■ The exercise ■
Restate the material word for word and leave out anything that is a picture.

■ Data excerpt ■

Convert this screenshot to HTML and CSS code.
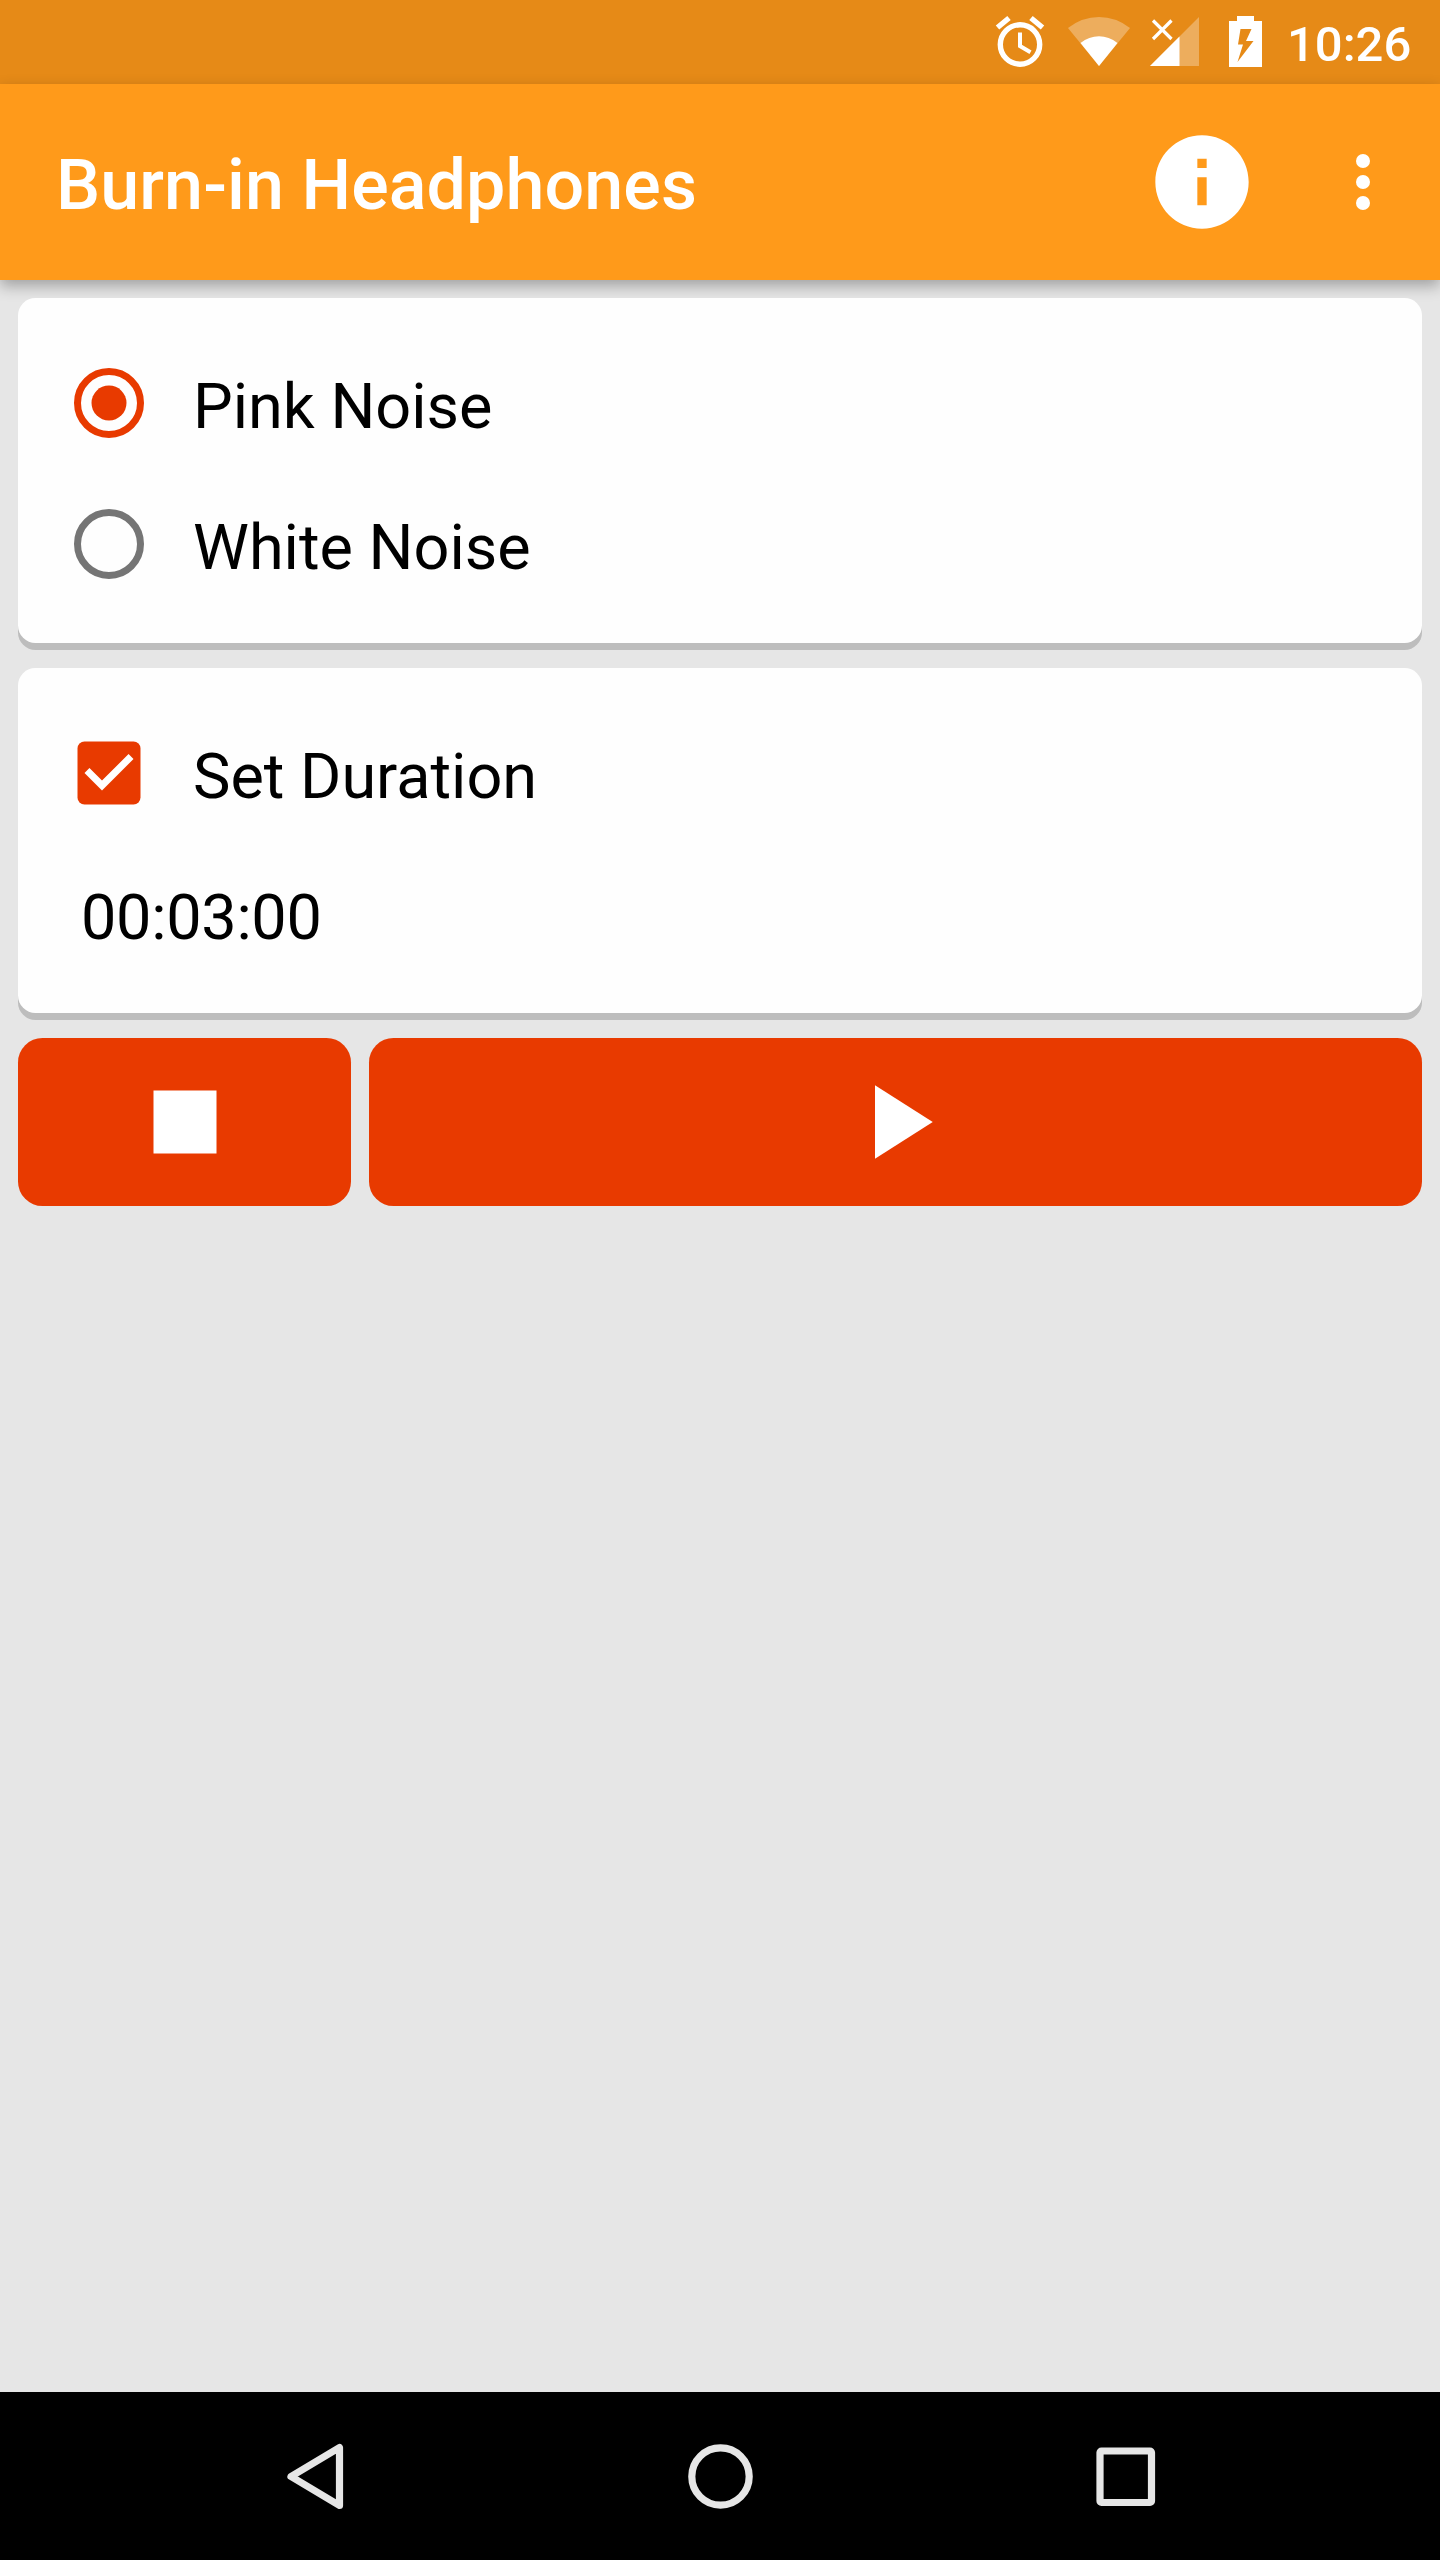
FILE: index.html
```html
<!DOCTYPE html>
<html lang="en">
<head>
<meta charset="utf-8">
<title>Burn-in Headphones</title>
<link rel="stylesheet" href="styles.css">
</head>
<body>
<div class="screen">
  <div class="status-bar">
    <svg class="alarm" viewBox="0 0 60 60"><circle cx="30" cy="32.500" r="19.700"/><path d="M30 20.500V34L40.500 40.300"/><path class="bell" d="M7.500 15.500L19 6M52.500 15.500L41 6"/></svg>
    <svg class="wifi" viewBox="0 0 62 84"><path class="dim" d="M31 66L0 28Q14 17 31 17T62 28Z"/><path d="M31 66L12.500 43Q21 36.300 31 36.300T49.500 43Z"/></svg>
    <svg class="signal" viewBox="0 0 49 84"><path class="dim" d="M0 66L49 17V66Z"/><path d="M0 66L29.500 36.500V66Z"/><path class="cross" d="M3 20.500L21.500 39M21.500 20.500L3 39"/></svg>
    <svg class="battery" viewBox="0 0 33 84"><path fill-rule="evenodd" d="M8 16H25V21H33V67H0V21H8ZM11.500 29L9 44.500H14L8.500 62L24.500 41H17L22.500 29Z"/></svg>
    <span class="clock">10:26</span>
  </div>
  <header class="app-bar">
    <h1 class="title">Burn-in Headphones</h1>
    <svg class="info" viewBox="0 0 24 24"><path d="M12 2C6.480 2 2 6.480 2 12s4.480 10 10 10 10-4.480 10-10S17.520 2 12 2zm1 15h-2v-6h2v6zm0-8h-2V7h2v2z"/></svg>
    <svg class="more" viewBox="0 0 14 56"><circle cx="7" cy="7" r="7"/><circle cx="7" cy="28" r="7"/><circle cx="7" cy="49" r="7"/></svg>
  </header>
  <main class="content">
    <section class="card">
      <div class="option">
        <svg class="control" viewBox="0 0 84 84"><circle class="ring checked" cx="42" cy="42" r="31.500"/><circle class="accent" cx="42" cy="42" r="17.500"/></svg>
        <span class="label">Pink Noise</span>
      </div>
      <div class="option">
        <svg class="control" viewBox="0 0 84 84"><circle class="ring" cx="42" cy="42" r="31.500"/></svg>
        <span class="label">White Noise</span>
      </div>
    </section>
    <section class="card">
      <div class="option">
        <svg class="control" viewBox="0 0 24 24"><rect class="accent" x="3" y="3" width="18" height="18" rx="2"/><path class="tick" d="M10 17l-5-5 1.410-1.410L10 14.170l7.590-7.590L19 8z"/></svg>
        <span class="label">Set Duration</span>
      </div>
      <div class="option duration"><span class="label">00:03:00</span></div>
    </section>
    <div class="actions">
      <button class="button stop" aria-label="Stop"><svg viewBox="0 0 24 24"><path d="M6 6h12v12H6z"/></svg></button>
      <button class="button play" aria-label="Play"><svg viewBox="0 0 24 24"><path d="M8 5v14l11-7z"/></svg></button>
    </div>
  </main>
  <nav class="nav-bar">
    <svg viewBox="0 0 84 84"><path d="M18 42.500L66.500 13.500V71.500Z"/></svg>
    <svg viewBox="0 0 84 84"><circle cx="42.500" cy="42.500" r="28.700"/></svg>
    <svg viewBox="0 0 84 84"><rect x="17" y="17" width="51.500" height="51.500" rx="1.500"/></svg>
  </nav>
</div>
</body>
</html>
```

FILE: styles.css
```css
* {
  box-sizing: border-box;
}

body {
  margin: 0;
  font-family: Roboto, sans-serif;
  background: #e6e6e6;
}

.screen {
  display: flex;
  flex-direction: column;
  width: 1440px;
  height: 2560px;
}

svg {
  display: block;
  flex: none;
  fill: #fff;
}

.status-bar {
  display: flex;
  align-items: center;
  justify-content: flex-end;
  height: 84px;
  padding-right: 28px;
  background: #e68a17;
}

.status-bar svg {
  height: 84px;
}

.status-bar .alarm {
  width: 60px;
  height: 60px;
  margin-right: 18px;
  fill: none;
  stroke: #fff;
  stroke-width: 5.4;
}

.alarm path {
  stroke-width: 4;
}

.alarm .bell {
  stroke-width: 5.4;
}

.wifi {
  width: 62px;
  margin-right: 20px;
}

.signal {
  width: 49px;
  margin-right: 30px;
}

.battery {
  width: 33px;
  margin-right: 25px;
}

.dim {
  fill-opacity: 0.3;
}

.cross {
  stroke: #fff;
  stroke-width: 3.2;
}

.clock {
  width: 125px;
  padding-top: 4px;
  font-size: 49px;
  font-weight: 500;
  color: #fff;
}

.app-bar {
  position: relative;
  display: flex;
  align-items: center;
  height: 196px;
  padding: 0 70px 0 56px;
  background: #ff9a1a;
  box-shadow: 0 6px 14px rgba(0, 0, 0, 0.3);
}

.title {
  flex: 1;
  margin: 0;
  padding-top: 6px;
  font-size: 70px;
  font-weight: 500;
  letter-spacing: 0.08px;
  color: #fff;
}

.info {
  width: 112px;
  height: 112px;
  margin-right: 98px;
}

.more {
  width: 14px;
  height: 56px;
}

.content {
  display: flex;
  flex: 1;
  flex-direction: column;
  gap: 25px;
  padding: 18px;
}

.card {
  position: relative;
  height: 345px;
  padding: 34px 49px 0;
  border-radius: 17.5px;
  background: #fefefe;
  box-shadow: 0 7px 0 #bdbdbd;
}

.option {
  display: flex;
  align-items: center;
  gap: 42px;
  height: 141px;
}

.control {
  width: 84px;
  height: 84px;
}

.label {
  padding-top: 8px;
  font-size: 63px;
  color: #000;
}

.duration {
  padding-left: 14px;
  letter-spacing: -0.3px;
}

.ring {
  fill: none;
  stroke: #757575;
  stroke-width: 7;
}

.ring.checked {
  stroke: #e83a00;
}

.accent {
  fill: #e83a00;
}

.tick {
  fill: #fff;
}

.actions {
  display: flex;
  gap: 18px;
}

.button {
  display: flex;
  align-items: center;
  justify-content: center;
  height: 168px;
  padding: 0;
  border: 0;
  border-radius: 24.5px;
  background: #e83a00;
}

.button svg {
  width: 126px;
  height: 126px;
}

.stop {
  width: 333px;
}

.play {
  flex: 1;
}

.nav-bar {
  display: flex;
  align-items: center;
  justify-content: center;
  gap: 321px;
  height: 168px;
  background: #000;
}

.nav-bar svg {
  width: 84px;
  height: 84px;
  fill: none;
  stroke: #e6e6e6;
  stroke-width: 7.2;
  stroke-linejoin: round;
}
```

■ Written response ■
Convert this screenshot to HTML and CSS code.
FILE: index.html
```html
<!DOCTYPE html>
<html lang="en">
<head>
<meta charset="utf-8">
<title>Burn-in Headphones</title>
<link rel="stylesheet" href="styles.css">
</head>
<body>
<div class="screen">
  <div class="status-bar">
    <svg class="alarm" viewBox="0 0 60 60"><circle cx="30" cy="32.500" r="19.700"/><path d="M30 20.500V34L40.500 40.300"/><path class="bell" d="M7.500 15.500L19 6M52.500 15.500L41 6"/></svg>
    <svg class="wifi" viewBox="0 0 62 84"><path class="dim" d="M31 66L0 28Q14 17 31 17T62 28Z"/><path d="M31 66L12.500 43Q21 36.300 31 36.300T49.500 43Z"/></svg>
    <svg class="signal" viewBox="0 0 49 84"><path class="dim" d="M0 66L49 17V66Z"/><path d="M0 66L29.500 36.500V66Z"/><path class="cross" d="M3 20.500L21.500 39M21.500 20.500L3 39"/></svg>
    <svg class="battery" viewBox="0 0 33 84"><path fill-rule="evenodd" d="M8 16H25V21H33V67H0V21H8ZM11.500 29L9 44.500H14L8.500 62L24.500 41H17L22.500 29Z"/></svg>
    <span class="clock">10:26</span>
  </div>
  <header class="app-bar">
    <h1 class="title">Burn-in Headphones</h1>
    <svg class="info" viewBox="0 0 24 24"><path d="M12 2C6.480 2 2 6.480 2 12s4.480 10 10 10 10-4.480 10-10S17.520 2 12 2zm1 15h-2v-6h2v6zm0-8h-2V7h2v2z"/></svg>
    <svg class="more" viewBox="0 0 14 56"><circle cx="7" cy="7" r="7"/><circle cx="7" cy="28" r="7"/><circle cx="7" cy="49" r="7"/></svg>
  </header>
  <main class="content">
    <section class="card">
      <div class="option">
        <svg class="control" viewBox="0 0 84 84"><circle class="ring checked" cx="42" cy="42" r="31.500"/><circle class="accent" cx="42" cy="42" r="17.500"/></svg>
        <span class="label">Pink Noise</span>
      </div>
      <div class="option">
        <svg class="control" viewBox="0 0 84 84"><circle class="ring" cx="42" cy="42" r="31.500"/></svg>
        <span class="label">White Noise</span>
      </div>
    </section>
    <section class="card">
      <div class="option">
        <svg class="control" viewBox="0 0 24 24"><rect class="accent" x="3" y="3" width="18" height="18" rx="2"/><path class="tick" d="M10 17l-5-5 1.410-1.410L10 14.170l7.590-7.590L19 8z"/></svg>
        <span class="label">Set Duration</span>
      </div>
      <div class="option duration"><span class="label">00:03:00</span></div>
    </section>
    <div class="actions">
      <button class="button stop" aria-label="Stop"><svg viewBox="0 0 24 24"><path d="M6 6h12v12H6z"/></svg></button>
      <button class="button play" aria-label="Play"><svg viewBox="0 0 24 24"><path d="M8 5v14l11-7z"/></svg></button>
    </div>
  </main>
  <nav class="nav-bar">
    <svg viewBox="0 0 84 84"><path d="M18 42.500L66.500 13.500V71.500Z"/></svg>
    <svg viewBox="0 0 84 84"><circle cx="42.500" cy="42.500" r="28.700"/></svg>
    <svg viewBox="0 0 84 84"><rect x="17" y="17" width="51.500" height="51.500" rx="1.500"/></svg>
  </nav>
</div>
</body>
</html>
```

FILE: styles.css
```css
* {
  box-sizing: border-box;
}

body {
  margin: 0;
  font-family: Roboto, sans-serif;
  background: #e6e6e6;
}

.screen {
  display: flex;
  flex-direction: column;
  width: 1440px;
  height: 2560px;
}

svg {
  display: block;
  flex: none;
  fill: #fff;
}

.status-bar {
  display: flex;
  align-items: center;
  justify-content: flex-end;
  height: 84px;
  padding-right: 28px;
  background: #e68a17;
}

.status-bar svg {
  height: 84px;
}

.status-bar .alarm {
  width: 60px;
  height: 60px;
  margin-right: 18px;
  fill: none;
  stroke: #fff;
  stroke-width: 5.4;
}

.alarm path {
  stroke-width: 4;
}

.alarm .bell {
  stroke-width: 5.4;
}

.wifi {
  width: 62px;
  margin-right: 20px;
}

.signal {
  width: 49px;
  margin-right: 30px;
}

.battery {
  width: 33px;
  margin-right: 25px;
}

.dim {
  fill-opacity: 0.3;
}

.cross {
  stroke: #fff;
  stroke-width: 3.2;
}

.clock {
  width: 125px;
  padding-top: 4px;
  font-size: 49px;
  font-weight: 500;
  color: #fff;
}

.app-bar {
  position: relative;
  display: flex;
  align-items: center;
  height: 196px;
  padding: 0 70px 0 56px;
  background: #ff9a1a;
  box-shadow: 0 6px 14px rgba(0, 0, 0, 0.3);
}

.title {
  flex: 1;
  margin: 0;
  padding-top: 6px;
  font-size: 70px;
  font-weight: 500;
  letter-spacing: 0.08px;
  color: #fff;
}

.info {
  width: 112px;
  height: 112px;
  margin-right: 98px;
}

.more {
  width: 14px;
  height: 56px;
}

.content {
  display: flex;
  flex: 1;
  flex-direction: column;
  gap: 25px;
  padding: 18px;
}

.card {
  position: relative;
  height: 345px;
  padding: 34px 49px 0;
  border-radius: 17.5px;
  background: #fefefe;
  box-shadow: 0 7px 0 #bdbdbd;
}

.option {
  display: flex;
  align-items: center;
  gap: 42px;
  height: 141px;
}

.control {
  width: 84px;
  height: 84px;
}

.label {
  padding-top: 8px;
  font-size: 63px;
  color: #000;
}

.duration {
  padding-left: 14px;
  letter-spacing: -0.3px;
}

.ring {
  fill: none;
  stroke: #757575;
  stroke-width: 7;
}

.ring.checked {
  stroke: #e83a00;
}

.accent {
  fill: #e83a00;
}

.tick {
  fill: #fff;
}

.actions {
  display: flex;
  gap: 18px;
}

.button {
  display: flex;
  align-items: center;
  justify-content: center;
  height: 168px;
  padding: 0;
  border: 0;
  border-radius: 24.5px;
  background: #e83a00;
}

.button svg {
  width: 126px;
  height: 126px;
}

.stop {
  width: 333px;
}

.play {
  flex: 1;
}

.nav-bar {
  display: flex;
  align-items: center;
  justify-content: center;
  gap: 321px;
  height: 168px;
  background: #000;
}

.nav-bar svg {
  width: 84px;
  height: 84px;
  fill: none;
  stroke: #e6e6e6;
  stroke-width: 7.2;
  stroke-linejoin: round;
}
```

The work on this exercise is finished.